We came in one day
From far away
To Jersey’s lovely shore
You were standing there
With a smile to spare
For the soldiers you adore
This gorgeous isle
This welcome we will ne’er forget
And now you are free
Will you dance with me
To the Liberation Waltz
(Sgt. Tom Sidebottom R.A. & L. Bdr. Bob Warne R.A.)
It’s 66 years today that two officers of the Royal Navy landed at the Albert Quay and accordingly ended five years of occupation by German forces. It’s a public holiday in the Island and there is no tailing off of the celebrations as the years pass. The big one though was in 1995, the 50th anniversary. They pushed the boat out that year. I attended the Grand Pageant at Fort Regent with my seven year-old son Eoin. It was a fabulous show depicting the capture of the Island, the Occupation and finally the joy of Liberation. It was a one-off show and very emotional for cast and audience alike. (Unfortunately it was marred by the official VIP party of bigwigs standing up to leave in the middle of the singing and dancing finale, leaving the cast flabbergasted. The excuse was that they didn’t want to miss the fireworks display. They didn’t. Everyone else saw it too and it was so good I haven’t bothered with any others since.)
The Occupation isn’t my subject but there have been countless books and publications on the topic. First of all there are those Islanders that kept diaries or who recounted their memories after the event. Then, as more material became available, professional historians have got in on the act. Not all of it makes comfortable reading, dealing as it does with collaboration and fraternisation with the enemy during those testing five years. The more extreme of these studies have been attacked and, to an extent, discredited. But, like today’s handful of anti-establishment extremists, you somehow suspect that there is more than a grain of truth amongst the noise.
There wasn’t scope in Jersey for a ‘Resistance’ movement such as existed in France, for example. Resistance to German rules and edicts consisted mainly of individual acts of defiance. The ubiquitous ‘V’ signs, for example. The strange inability of the children to learn the German that became compulsory in schools. Young lads would make pests of themselves, raiding enemy storage bunkers by night for example. Owning a radio became prohibited but many still listened to the BBC on crystal sets. Islanders defied their new masters by helping, feeding and hiding the appallingly-treated slave workers that had been shipped in to help with the fortification projects.
One such islander was Louisa Gould. She owned a general stores in rural St Ouen. She took in and sheltered a young slave worker. She was denounced to the authorities and was deported to Ravensbruck where she was gassed to death in the final months of the War. There is no doubt that other such snitching went on, though maybe with lesser consequences. People must have seen opportunities to get one over people they disliked, for example, and to ingratiate themselves with the Germans.

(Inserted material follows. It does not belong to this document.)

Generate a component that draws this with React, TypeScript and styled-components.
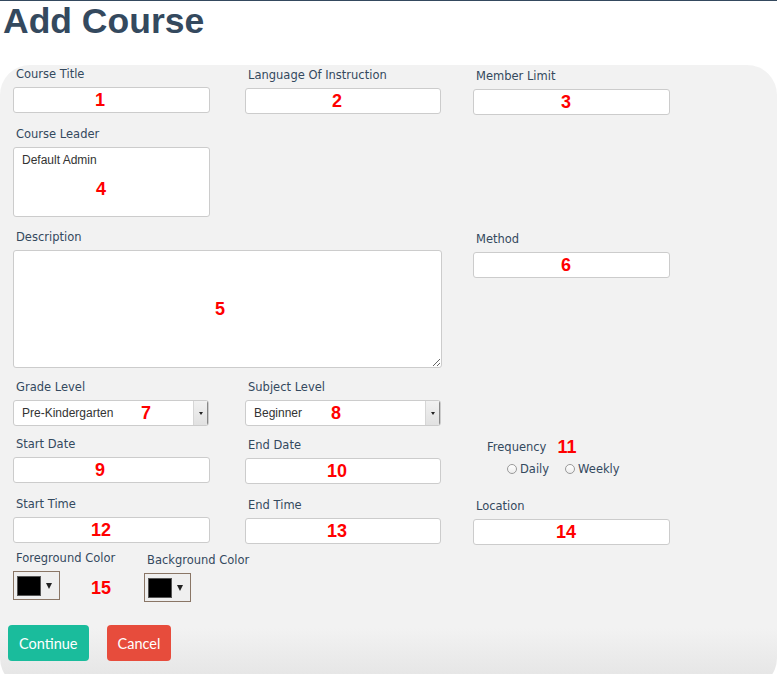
import React from "react";
import styled, { createGlobalStyle } from "styled-components";

const Global = createGlobalStyle`
  html, body { margin: 0; padding: 0; background: #ffffff; overflow: hidden; }
  body { font-family: "Liberation Sans", Arial, sans-serif; }
  * { box-sizing: border-box; }
`;

const Page = styled.div`
  border-top: 1px solid #34495e;
  height: 674px;
  display: flex;
  flex-direction: column;
`;

const Title = styled.h1`
  margin: 0 0 24px 0;
  padding-left: 3px;
  font-family: "Liberation Sans", Arial, sans-serif;
  font-weight: 700;
  font-size: 35.5px;
  line-height: 40px;
  color: #34495e;
`;

const Panel = styled.div`
  flex: 1;
  border-radius: 30px;
  background: linear-gradient(to bottom, #f2f2f2 0%, #f2f2f2 calc(100% - 60px), #e3e3e3 100%);
  padding: 2px 0 0 13px;
  margin-bottom: -14px;
`;

const Row = styled.div<{ $gap?: number }>`
  display: grid;
  grid-template-columns: 232px 228px 1fr;
  align-items: start;
  margin-top: ${(p) => p.$gap ?? 0}px;
`;

const Field = styled.div<{ $drop?: number; $span?: number; $indent?: number }>`
  display: flex;
  flex-direction: column;
  margin-top: ${(p) => p.$drop ?? 0}px;
  padding-left: ${(p) => p.$indent ?? 0}px;
  grid-column: span ${(p) => p.$span ?? 1};
`;

const Label = styled.label`
  display: flex;
  align-items: center;
  font-family: "DejaVu Sans", Verdana, sans-serif;
  font-size: 11.5px;
  line-height: 14px;
  color: #34495e;
  margin: 0 0 6px 3px;
`;

const Holder = styled.div<{ $w: number }>`
  position: relative;
  width: ${(p) => p.$w}px;
`;

const TextInput = styled.input`
  display: block;
  width: 100%;
  height: 26px;
  border: 1px solid #cccccc;
  border-radius: 3px;
  background: #ffffff;
  outline: none;
  font-family: "Liberation Sans", Arial, sans-serif;
  font-size: 12px;
`;

const LeaderBox = styled.div`
  height: 70px;
  border: 1px solid #cccccc;
  border-radius: 3px;
  background: #ffffff;
  padding: 5px 8px;
  font-family: "Liberation Sans", Arial, sans-serif;
  font-size: 12px;
  line-height: 14px;
  color: #333333;
`;

const Area = styled.textarea`
  display: block;
  width: 100%;
  height: 118px;
  border: 1px solid #cccccc;
  border-radius: 3px;
  background: #ffffff;
  outline: none;
  resize: both;
`;

const SelectBox = styled.div`
  display: flex;
  align-items: stretch;
  height: 26px;
  border: 1px solid #cccccc;
  border-radius: 3px;
  background: #ffffff;
  overflow: hidden;
`;

const SelectText = styled.span`
  flex: 1;
  display: flex;
  align-items: center;
  padding-left: 8px;
  font-family: "Liberation Sans", Arial, sans-serif;
  font-size: 12px;
  color: #333333;
`;

const SelectArrow = styled.span`
  width: 15px;
  display: flex;
  align-items: center;
  justify-content: center;
  background: linear-gradient(to bottom, #f1f1f1, #e1e1e1);
  border-left: 1px solid #d6d6d6;
  border-right: 1px solid #888;
  &::after {
    content: "";
    border-left: 2.5px solid transparent;
    border-right: 2.5px solid transparent;
    border-top: 3px solid #222;
  }
`;

const Num = styled.span<{ $x: number; $dy?: number }>`
  position: absolute;
  left: ${(p) => p.$x}px;
  top: 50%;
  transform: translate(-50%, calc(-50% + ${(p) => p.$dy ?? 0}px));
  font-family: "Liberation Sans", Arial, sans-serif;
  font-weight: 700;
  font-size: 18px;
  line-height: 20px;
  color: #ff0000;
  pointer-events: none;
`;

const InlineNum = styled.span`
  font-family: "Liberation Sans", Arial, sans-serif;
  font-weight: 700;
  font-size: 18px;
  line-height: 14px;
  color: #ff0000;
  margin-left: 11px;
`;

const Radios = styled.div`
  display: flex;
  align-items: center;
  gap: 16px;
  padding-left: 23px;
  margin-top: 2px;
`;

const RadioItem = styled.span`
  display: flex;
  align-items: center;
  gap: 3px;
  font-family: "DejaVu Sans", Verdana, sans-serif;
  font-size: 11.5px;
  color: #34495e;
`;

const RadioDot = styled.span`
  width: 10px;
  height: 10px;
  border-radius: 50%;
  border: 1px solid #999999;
  background: linear-gradient(to bottom, #ffffff, #ededed);
`;

const ColorRow = styled.div`
  display: flex;
  align-items: flex-start;
  margin-top: 6px;
`;

const ColorField = styled.div<{ $w?: number; $drop?: number }>`
  display: flex;
  flex-direction: column;
  width: ${(p) => (p.$w ? `${p.$w}px` : "auto")};
  margin-top: ${(p) => p.$drop ?? 0}px;
`;

const PickerLine = styled.div`
  position: relative;
  display: flex;
  align-items: center;
`;

const Picker = styled.div`
  width: 47px;
  height: 29px;
  border: 1px solid #8a7666;
  background: #efefef;
  display: flex;
  align-items: center;
  padding-left: 3px;
  gap: 5px;
`;

const Swatch = styled.span`
  width: 24px;
  height: 20px;
  background: #000000;
  border: 1px solid #555555;
`;

const Caret = styled.span`
  border-left: 3px solid transparent;
  border-right: 3px solid transparent;
  border-top: 6px solid #222;
`;

const Buttons = styled.div`
  display: flex;
  gap: 18px;
  margin: 23px 0 0 -5px;
`;

const Btn = styled.button<{ $bg: string }>`
  height: 36px;
  padding: 0 11px;
  border: none;
  border-radius: 4px;
  background: ${(p) => p.$bg};
  color: #ffffff;
  font-family: Lato, "Open Sans", sans-serif;
  font-size: 14.5px;
`;

const Select = ({ w, text, n, x }: { w: number; text: string; n: string; x: number }) => (
  <Holder $w={w}>
    <SelectBox>
      <SelectText>{text}</SelectText>
      <SelectArrow />
    </SelectBox>
    <Num $x={x}>{n}</Num>
  </Holder>
);

const Input = ({ w, n, x }: { w: number; n: string; x: number }) => (
  <Holder $w={w}>
    <TextInput />
    <Num $x={x}>{n}</Num>
  </Holder>
);

export default function App() {
  return (
    <>
      <Global />
      <Page>
        <Title>Add Course</Title>
        <Panel>
          <Row>
            <Field>
              <Label>Course Title</Label>
              <Input w={197} n="1" x={87} />
            </Field>
            <Field $drop={1}>
              <Label>Language Of Instruction</Label>
              <Input w={196} n="2" x={92} />
            </Field>
            <Field $drop={2}>
              <Label>Member Limit</Label>
              <Input w={197} n="3" x={93} />
            </Field>
          </Row>
          <Row $gap={12}>
            <Field>
              <Label>Course Leader</Label>
              <Holder $w={197}>
                <LeaderBox>Default Admin</LeaderBox>
                <Num $x={88} $dy={7}>4</Num>
              </Holder>
            </Field>
          </Row>
          <Row $gap={13}>
            <Field $span={2}>
              <Label>Description</Label>
              <Holder $w={429}>
                <Area />
                <Num $x={207}>5</Num>
              </Holder>
            </Field>
            <Field $drop={2}>
              <Label>Method</Label>
              <Input w={197} n="6" x={93} />
            </Field>
          </Row>
          <Row $gap={12}>
            <Field>
              <Label>Grade Level</Label>
              <Select w={196} text="Pre-Kindergarten" n="7" x={133} />
            </Field>
            <Field>
              <Label>Subject Level</Label>
              <Select w={196} text="Beginner" n="8" x={91} />
            </Field>
          </Row>
          <Row $gap={11}>
            <Field>
              <Label>Start Date</Label>
              <Input w={197} n="9" x={87} />
            </Field>
            <Field $drop={1}>
              <Label>End Date</Label>
              <Input w={196} n="10" x={92} />
            </Field>
            <Field $drop={3} $indent={11}>
              <Label>
                Frequency<InlineNum>11</InlineNum>
              </Label>
              <Radios>
                <RadioItem>
                  <RadioDot />
                  Daily
                </RadioItem>
                <RadioItem>
                  <RadioDot />
                  Weekly
                </RadioItem>
              </Radios>
            </Field>
          </Row>
          <Row $gap={13}>
            <Field>
              <Label>Start Time</Label>
              <Input w={197} n="12" x={88} />
            </Field>
            <Field $drop={1}>
              <Label>End Time</Label>
              <Input w={196} n="13" x={92} />
            </Field>
            <Field $drop={2}>
              <Label>Location</Label>
              <Input w={197} n="14" x={93} />
            </Field>
          </Row>
          <ColorRow>
            <ColorField $w={131}>
              <Label>Foreground Color</Label>
              <PickerLine>
                <Picker>
                  <Swatch />
                  <Caret />
                </Picker>
                <Num $x={88} $dy={2}>15</Num>
              </PickerLine>
            </ColorField>
            <ColorField $drop={2}>
              <Label>Background Color</Label>
              <PickerLine>
                <Picker>
                  <Swatch />
                  <Caret />
                </Picker>
              </PickerLine>
            </ColorField>
          </ColorRow>
          <Buttons>
            <Btn $bg="#1abc9c">Continue</Btn>
            <Btn $bg="#e74c3c">Cancel</Btn>
          </Buttons>
        </Panel>
      </Page>
    </>
  );
}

After the War life resumed with some normality but known collaborators were cold-shouldered.
The conduct of the German soldiers was, by all accounts, acceptable given the circumstances. In general they did not mistreat the population. On the contrary there are many anecdotes of friendly behaviour. On the whole the German soldiers had no wish to be in Jersey, leaving behind their families. They did not engage in brutality or vindictiveness. In the last six months of the Occupation when the food supply lines had been cut off, the population was saved from possible starvation by Red Cross supplies. Even though the occupying forces were equally hungry by this stage there was no attempt to hijack these supplies. Although the Occupation was a terrible time the conduct of the Germans as a whole left room for future reconciliation, so much so that St Helier is twinned with the German town of Bad Wurzach.
As for fraternisation it is estimated that between 175 – 900* babies were born to local women by German fathers during those years. Even taking the lowest figure this indicates a lot of fraternisation! The children seem to have been quietly absorbed into the general population through adoption and the like. The women themselves were treated as tramps and were physically assaulted in a number of incidents.
But all those that lived through those days never hope to see the likes again and therefore we continue to celebrate the Liberation so that those 66 years might be extended far into the future.
Beautiful Jersey, gem of the sea,
Ever my heart turns in longing to thee;
Bright are the mem’ries you waken for me,
Beautiful Jersey, gem of the sea.
*Edit March 2020 – more recent research suggests than even the lower of these figures is too high.